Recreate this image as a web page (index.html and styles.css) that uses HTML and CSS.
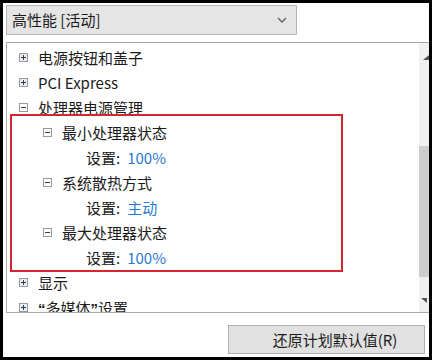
FILE: index.html
```html
<!DOCTYPE html>
<html lang="zh-CN">
<head>
<meta charset="utf-8">
<title>电源选项</title>
<link rel="stylesheet" href="styles.css">
</head>
<body>
<div class="frame">
  <div class="select">
    <span class="select-text">高性能 [活动]</span>
    <svg class="chev" width="10" height="6" viewBox="0 0 10 6"><path d="M1 1 L5 5 L9 1" fill="none" stroke="#606060" stroke-width="1.3"/></svg>
  </div>
  <div class="list">
    <div class="tree">
      <div class="row lv0"><span class="box plus"></span><span>电源按钮和盖子</span></div>
      <div class="row lv0"><span class="box plus"></span><span>PCI Express</span></div>
      <div class="row lv0"><span class="box minus"></span><span>处理器电源管理</span></div>
      <div class="row lv1"><span class="box minus"></span><span>最小处理器状态</span></div>
      <div class="row lv2"><span>设置:</span><span class="val">100%</span></div>
      <div class="row lv1"><span class="box minus"></span><span>系统散热方式</span></div>
      <div class="row lv2"><span>设置:</span><span class="val">主动</span></div>
      <div class="row lv1"><span class="box minus"></span><span>最大处理器状态</span></div>
      <div class="row lv2"><span>设置:</span><span class="val">100%</span></div>
      <div class="row lv0"><span class="box plus"></span><span>显示</span></div>
      <div class="row lv0"><span class="box plus"></span><span><span class="q">“</span>多媒体<span class="q">”</span>设置</span></div>
    </div>
    <div class="scrollbar">
      <div class="arrow-top"><svg width="6" height="5" viewBox="0 0 6 5"><path d="M0 5 L6 0 L6 5 Z" fill="#555"/></svg></div>
      <div class="thumb"></div>
      <div class="arrow-bottom"><svg width="6" height="5" viewBox="0 0 6 5"><path d="M0 0 L6 0 L6 5 Z" fill="#555"/></svg></div>
    </div>
    <div class="highlight"></div>
  </div>
  <div class="footer">
    <div class="button">还原计划默认值(R)</div>
  </div>
</div>
</body>
</html>
```

FILE: styles.css
```css
html, body {
  margin: 0;
  padding: 0;
  background: #ffffff;
}
body {
  font-family: "Noto Sans CJK SC", "Noto Sans", sans-serif;
  font-size: 15px;
  color: #1b1b1b;
}
.frame {
  width: 432px;
  height: 360px;
  box-sizing: border-box;
  border: 3px solid #000;
  display: flex;
  flex-direction: column;
  background: #fff;
}
.select {
  margin: 2px 0 0 3px;
  width: 291px;
  height: 30px;
  box-sizing: border-box;
  border: 1px solid #b4b4b4;
  background: #e5e5e5;
  display: flex;
  align-items: center;
  padding: 0 5px;
}
.select-text {
  flex: 1;
  line-height: 28px;
}
.chev {
  margin-right: 4px;
}
.list {
  position: relative;
  margin: 7px 0 0 3px;
  height: 271px;
  box-sizing: border-box;
  border: 1px solid #a9a9a9;
  border-right: none;
  display: flex;
}
.tree {
  flex: 1;
  overflow: hidden;
  padding-top: 2px;
}
.row {
  height: 25px;
  line-height: 25px;
  display: flex;
  align-items: center;
  white-space: nowrap;
}
.lv0 { padding-left: 12px; }
.lv1 { padding-left: 36px; }
.lv2 { padding-left: 79px; }
.box {
  position: relative;
  width: 9px;
  height: 9px;
  box-sizing: border-box;
  border: 1px solid #9a9a9a;
  background: #fff;
  margin-right: 10px;
  flex: none;
}
.box::before {
  content: "";
  position: absolute;
  left: 1px;
  top: 3px;
  width: 5px;
  height: 1px;
  background: #3a3a3a;
}
.plus::after {
  content: "";
  position: absolute;
  left: 3px;
  top: 1px;
  width: 1px;
  height: 5px;
  background: #3a3a3a;
}
.box.plus {
  background: #e8eef6;
}
.q {
  font-family: "Liberation Sans", sans-serif;
  font-weight: bold;
}
.val {
  color: #2b78d0;
  margin-left: 7px;
}
.scrollbar {
  width: 10px;
  background: #f0f0f0;
  display: flex;
  flex-direction: column;
  flex: none;
}
.arrow-top {
  height: 103px;
  display: flex;
  justify-content: flex-end;
  padding-top: 12px;
  box-sizing: border-box;
}
.thumb {
  height: 131px;
  background: #cdcdcd;
}
.arrow-bottom {
  margin-top: auto;
  height: 16px;
  display: flex;
  justify-content: flex-end;
  padding-right: 2px;
  padding-top: 2px;
  box-sizing: border-box;
}
.highlight {
  position: absolute;
  left: 3px;
  top: 71px;
  width: 333px;
  height: 158px;
  box-sizing: border-box;
  border: 2px solid #d3262d;
  pointer-events: none;
}
.footer {
  flex: 1;
  display: flex;
  justify-content: flex-end;
  align-items: flex-end;
  padding: 0 4px 3px 0;
}
.button {
  width: 197px;
  height: 29px;
  box-sizing: border-box;
  border: 1px solid #b0b0b0;
  background: #e1e1e1;
  line-height: 27px;
  text-align: center;
  padding-left: 17px;
  color: #1b1b1b;
}
```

+---+

Work to do: Each line above is to be copied verbatim. Drop any image from the copy.

Result of this exercise:
Recreate this image as a web page (index.html and styles.css) that uses HTML and CSS.
FILE: index.html
```html
<!DOCTYPE html>
<html lang="zh-CN">
<head>
<meta charset="utf-8">
<title>电源选项</title>
<link rel="stylesheet" href="styles.css">
</head>
<body>
<div class="frame">
  <div class="select">
    <span class="select-text">高性能 [活动]</span>
    <svg class="chev" width="10" height="6" viewBox="0 0 10 6"><path d="M1 1 L5 5 L9 1" fill="none" stroke="#606060" stroke-width="1.3"/></svg>
  </div>
  <div class="list">
    <div class="tree">
      <div class="row lv0"><span class="box plus"></span><span>电源按钮和盖子</span></div>
      <div class="row lv0"><span class="box plus"></span><span>PCI Express</span></div>
      <div class="row lv0"><span class="box minus"></span><span>处理器电源管理</span></div>
      <div class="row lv1"><span class="box minus"></span><span>最小处理器状态</span></div>
      <div class="row lv2"><span>设置:</span><span class="val">100%</span></div>
      <div class="row lv1"><span class="box minus"></span><span>系统散热方式</span></div>
      <div class="row lv2"><span>设置:</span><span class="val">主动</span></div>
      <div class="row lv1"><span class="box minus"></span><span>最大处理器状态</span></div>
      <div class="row lv2"><span>设置:</span><span class="val">100%</span></div>
      <div class="row lv0"><span class="box plus"></span><span>显示</span></div>
      <div class="row lv0"><span class="box plus"></span><span><span class="q">“</span>多媒体<span class="q">”</span>设置</span></div>
    </div>
    <div class="scrollbar">
      <div class="arrow-top"><svg width="6" height="5" viewBox="0 0 6 5"><path d="M0 5 L6 0 L6 5 Z" fill="#555"/></svg></div>
      <div class="thumb"></div>
      <div class="arrow-bottom"><svg width="6" height="5" viewBox="0 0 6 5"><path d="M0 0 L6 0 L6 5 Z" fill="#555"/></svg></div>
    </div>
    <div class="highlight"></div>
  </div>
  <div class="footer">
    <div class="button">还原计划默认值(R)</div>
  </div>
</div>
</body>
</html>
```

FILE: styles.css
```css
html, body {
  margin: 0;
  padding: 0;
  background: #ffffff;
}
body {
  font-family: "Noto Sans CJK SC", "Noto Sans", sans-serif;
  font-size: 15px;
  color: #1b1b1b;
}
.frame {
  width: 432px;
  height: 360px;
  box-sizing: border-box;
  border: 3px solid #000;
  display: flex;
  flex-direction: column;
  background: #fff;
}
.select {
  margin: 2px 0 0 3px;
  width: 291px;
  height: 30px;
  box-sizing: border-box;
  border: 1px solid #b4b4b4;
  background: #e5e5e5;
  display: flex;
  align-items: center;
  padding: 0 5px;
}
.select-text {
  flex: 1;
  line-height: 28px;
}
.chev {
  margin-right: 4px;
}
.list {
  position: relative;
  margin: 7px 0 0 3px;
  height: 271px;
  box-sizing: border-box;
  border: 1px solid #a9a9a9;
  border-right: none;
  display: flex;
}
.tree {
  flex: 1;
  overflow: hidden;
  padding-top: 2px;
}
.row {
  height: 25px;
  line-height: 25px;
  display: flex;
  align-items: center;
  white-space: nowrap;
}
.lv0 { padding-left: 12px; }
.lv1 { padding-left: 36px; }
.lv2 { padding-left: 79px; }
.box {
  position: relative;
  width: 9px;
  height: 9px;
  box-sizing: border-box;
  border: 1px solid #9a9a9a;
  background: #fff;
  margin-right: 10px;
  flex: none;
}
.box::before {
  content: "";
  position: absolute;
  left: 1px;
  top: 3px;
  width: 5px;
  height: 1px;
  background: #3a3a3a;
}
.plus::after {
  content: "";
  position: absolute;
  left: 3px;
  top: 1px;
  width: 1px;
  height: 5px;
  background: #3a3a3a;
}
.box.plus {
  background: #e8eef6;
}
.q {
  font-family: "Liberation Sans", sans-serif;
  font-weight: bold;
}
.val {
  color: #2b78d0;
  margin-left: 7px;
}
.scrollbar {
  width: 10px;
  background: #f0f0f0;
  display: flex;
  flex-direction: column;
  flex: none;
}
.arrow-top {
  height: 103px;
  display: flex;
  justify-content: flex-end;
  padding-top: 12px;
  box-sizing: border-box;
}
.thumb {
  height: 131px;
  background: #cdcdcd;
}
.arrow-bottom {
  margin-top: auto;
  height: 16px;
  display: flex;
  justify-content: flex-end;
  padding-right: 2px;
  padding-top: 2px;
  box-sizing: border-box;
}
.highlight {
  position: absolute;
  left: 3px;
  top: 71px;
  width: 333px;
  height: 158px;
  box-sizing: border-box;
  border: 2px solid #d3262d;
  pointer-events: none;
}
.footer {
  flex: 1;
  display: flex;
  justify-content: flex-end;
  align-items: flex-end;
  padding: 0 4px 3px 0;
}
.button {
  width: 197px;
  height: 29px;
  box-sizing: border-box;
  border: 1px solid #b0b0b0;
  background: #e1e1e1;
  line-height: 27px;
  text-align: center;
  padding-left: 17px;
  color: #1b1b1b;
}
```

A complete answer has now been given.